● **Given material**
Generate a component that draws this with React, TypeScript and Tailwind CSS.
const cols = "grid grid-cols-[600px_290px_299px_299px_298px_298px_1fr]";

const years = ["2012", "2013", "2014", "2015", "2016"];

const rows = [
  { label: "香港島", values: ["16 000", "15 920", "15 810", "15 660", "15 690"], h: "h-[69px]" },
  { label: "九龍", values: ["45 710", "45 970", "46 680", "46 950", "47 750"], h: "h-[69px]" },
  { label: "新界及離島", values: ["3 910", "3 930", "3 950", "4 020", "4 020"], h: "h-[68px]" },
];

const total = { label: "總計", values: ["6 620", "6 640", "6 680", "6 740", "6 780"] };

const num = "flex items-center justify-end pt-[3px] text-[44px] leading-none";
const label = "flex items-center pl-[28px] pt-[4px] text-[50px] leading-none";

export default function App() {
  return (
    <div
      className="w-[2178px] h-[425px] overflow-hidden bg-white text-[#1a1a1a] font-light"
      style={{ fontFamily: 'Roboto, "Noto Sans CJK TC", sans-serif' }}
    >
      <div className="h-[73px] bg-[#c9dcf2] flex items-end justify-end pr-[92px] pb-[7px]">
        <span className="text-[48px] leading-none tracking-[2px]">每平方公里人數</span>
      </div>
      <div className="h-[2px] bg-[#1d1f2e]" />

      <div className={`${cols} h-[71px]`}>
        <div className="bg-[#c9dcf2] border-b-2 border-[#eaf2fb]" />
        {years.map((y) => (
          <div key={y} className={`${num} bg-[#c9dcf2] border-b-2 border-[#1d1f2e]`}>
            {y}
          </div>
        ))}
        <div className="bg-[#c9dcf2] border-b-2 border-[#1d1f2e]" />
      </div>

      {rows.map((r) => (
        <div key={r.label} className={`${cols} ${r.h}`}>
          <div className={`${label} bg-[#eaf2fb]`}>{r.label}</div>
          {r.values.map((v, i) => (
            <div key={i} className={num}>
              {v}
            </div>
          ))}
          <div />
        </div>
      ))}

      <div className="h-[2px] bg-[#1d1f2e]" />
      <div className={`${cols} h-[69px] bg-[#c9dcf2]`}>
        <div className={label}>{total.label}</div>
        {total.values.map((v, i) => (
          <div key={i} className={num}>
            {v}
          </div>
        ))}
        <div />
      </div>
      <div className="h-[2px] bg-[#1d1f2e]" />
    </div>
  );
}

● **Written request**
Restate the data above word for word.

● **Response**
Generate a component that draws this with React, TypeScript and Tailwind CSS.
const cols = "grid grid-cols-[600px_290px_299px_299px_298px_298px_1fr]";

const years = ["2012", "2013", "2014", "2015", "2016"];

const rows = [
  { label: "香港島", values: ["16 000", "15 920", "15 810", "15 660", "15 690"], h: "h-[69px]" },
  { label: "九龍", values: ["45 710", "45 970", "46 680", "46 950", "47 750"], h: "h-[69px]" },
  { label: "新界及離島", values: ["3 910", "3 930", "3 950", "4 020", "4 020"], h: "h-[68px]" },
];

const total = { label: "總計", values: ["6 620", "6 640", "6 680", "6 740", "6 780"] };

const num = "flex items-center justify-end pt-[3px] text-[44px] leading-none";
const label = "flex items-center pl-[28px] pt-[4px] text-[50px] leading-none";

export default function App() {
  return (
    <div
      className="w-[2178px] h-[425px] overflow-hidden bg-white text-[#1a1a1a] font-light"
      style={{ fontFamily: 'Roboto, "Noto Sans CJK TC", sans-serif' }}
    >
      <div className="h-[73px] bg-[#c9dcf2] flex items-end justify-end pr-[92px] pb-[7px]">
        <span className="text-[48px] leading-none tracking-[2px]">每平方公里人數</span>
      </div>
      <div className="h-[2px] bg-[#1d1f2e]" />

      <div className={`${cols} h-[71px]`}>
        <div className="bg-[#c9dcf2] border-b-2 border-[#eaf2fb]" />
        {years.map((y) => (
          <div key={y} className={`${num} bg-[#c9dcf2] border-b-2 border-[#1d1f2e]`}>
            {y}
          </div>
        ))}
        <div className="bg-[#c9dcf2] border-b-2 border-[#1d1f2e]" />
      </div>

      {rows.map((r) => (
        <div key={r.label} className={`${cols} ${r.h}`}>
          <div className={`${label} bg-[#eaf2fb]`}>{r.label}</div>
          {r.values.map((v, i) => (
            <div key={i} className={num}>
              {v}
            </div>
          ))}
          <div />
        </div>
      ))}

      <div className="h-[2px] bg-[#1d1f2e]" />
      <div className={`${cols} h-[69px] bg-[#c9dcf2]`}>
        <div className={label}>{total.label}</div>
        {total.values.map((v, i) => (
          <div key={i} className={num}>
            {v}
          </div>
        ))}
        <div />
      </div>
      <div className="h-[2px] bg-[#1d1f2e]" />
    </div>
  );
}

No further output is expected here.